Calculate $$ \int_{[0,1]}(\log(x))^{2}x^{3/2}dx $$ with the help of the function $f:[0,1]\times[1,2] \rightarrow \mathbb{R}$, $f(x,t)=x^{t}$ by using the theorem of switching the differentiation and integration.
I found this exercise, but I don't quite understand the hint. How do I use the theorem?

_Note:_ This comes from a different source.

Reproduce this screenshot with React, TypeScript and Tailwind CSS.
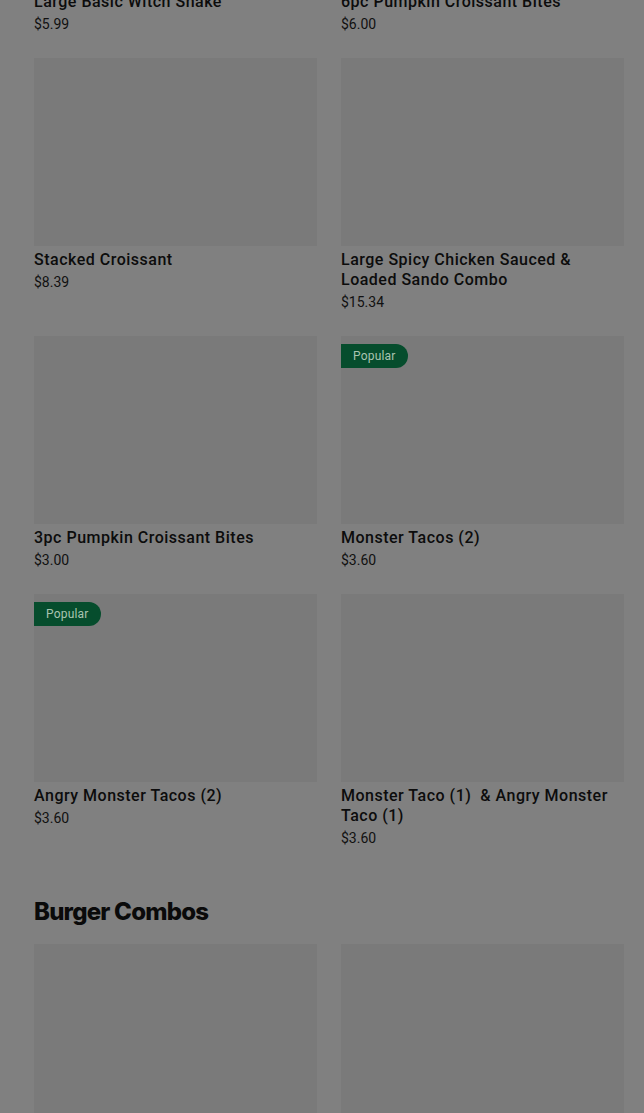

Can someone help me, please?
Let $g$ be the function defined by: $$g(t)=\int_0^1 f(x,t) dx ,\quad\forall t\in[1,2]$$
Then, $$g'(t)=\left(\int_0^1 f(x,t) dx\right)'=\int_0^1 f'(x,t) dx=\int_0^1 \log(x)x^tdx $$ $$g''(t)=\int_0^1(\log(x))^2 x^tdx$$ Now it is clear that, $$\int_0^1(\log(x))^2 x^{\frac{3}{2}}dx=g''(\frac{3}{2}) $$ But, $$g(t)=\int_0^1 f(x,t) dx=\left[\frac{1}{t+1}x^{t+1}\right]_0^1=\frac{1}{t+1} $$ Finally we have,$$ g'(t)=-\frac{1}{(t+1)^2}$$ $$g''(t)=\frac{2}{(t+1)^3} $$ $$g''(\frac{3}{2})=\frac{16}{125}$$
$$\int_{[0,1]}(log(x))^{2}x^{3/2}dx=\frac{16}{125}$$
$$\int_{0}^{1}\log^2(x) x^{\alpha}\,dx = \frac{d^2}{d\alpha^2}\int_{0}^{1}x^{\alpha}\,dx = \frac{d^2}{d\alpha^2}\frac{1}{1+\alpha} = \frac{2}{(1+\alpha)^3}$$ hence the answer is given by $\frac{2}{\left(1+\frac{3}{2}\right)^3}=\color{red}{\frac{16}{125}}$. I leave to you to justify why this actually works.